Making and eating the Middle Eastern meal of stuffed grape leaves, the leaves which we picked in our backyard last summer, reminded me of a quote that has been in the back of my mind for awhile. It is a quote from the book Grapes of Wrath by John Steinbeck. The book, published in 1939, is set during the Great Depression, and “focuses on the Joads, a poor family of tenant farmers driven from their Oklahoma home by drought, economic hardship, agricultural industry changes and bank foreclosures forcing tenant farmers out of work. Due to their nearly hopeless situation and in part because they were trapped in the Dust Bowl, the Joads set out for California. Along with thousands of other “Okies”, they sought jobs, land, dignity, and a future.” At the end of the book Tom Joad, the eldest son is forced to flee the migrant workers camp because of his struggle for human rights for the poor farm workers. Saying goodbye to his mother he says:

“Maybe it’s like Casey says. A fella ain’t got a soul of his own, but only a piece of a big soul, the one big soul out there that belongs to everybody. And then it don’t matter. Then I’ll be all around in the dark. I’ll be everywhere…Wherever there’s a fight so hungry people can eat, I’ll be there. Wherever there’s a company thug beating up a guy, I’ll be there. I’ll be in the way guys yell when they’re mad, and I’ll be in the way kids laugh when they’re hungry and they know supper’s ready…And when our people eat the stuff they raise, and the houses they build, I’ll be there too.”

Times have changed but in ways the poor are still suffering from the hands of rich and mighty. Struggling to take a stand in solidarity with poor by practicing the Mission of St. Vincent De Paul Society or resisting the teaching of war and killing at Marquette I am tempted to give up at times but keep on going knowing that I must take a stand and fight for what is right and need to follow my conscience.

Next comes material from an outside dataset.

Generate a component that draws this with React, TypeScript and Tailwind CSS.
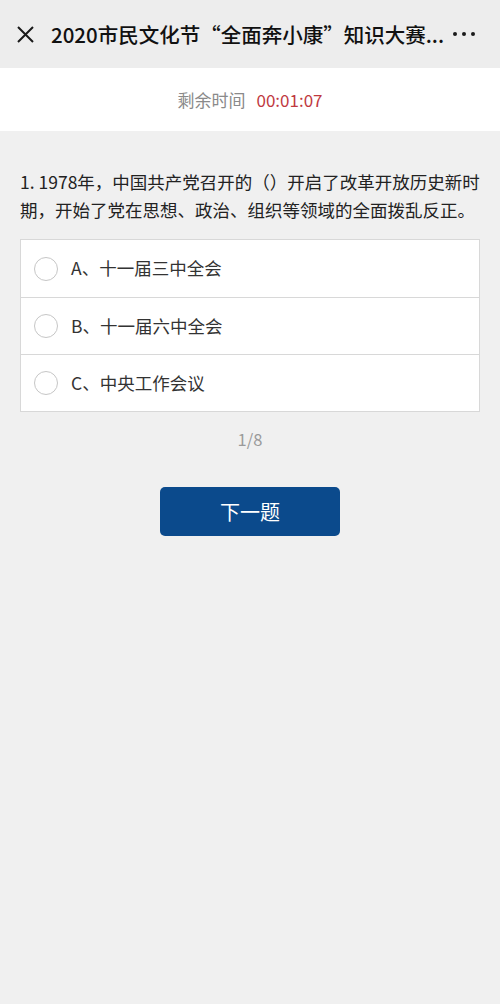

If nothing changes in my life time, if our struggles for peace and justice fail, the belief in the Resurrection keeps me going. For if we are with people who struggle for peace and justice then we will be there, at least in spirit, “when our people eat the stuff they raise, and the houses they build” or when they Teach War No More at Marquette and the Society of St. Vincent de Paul devotes all its resources to the works of mercy. The Grapes of Wrath will become the Grape Leaves of Delight.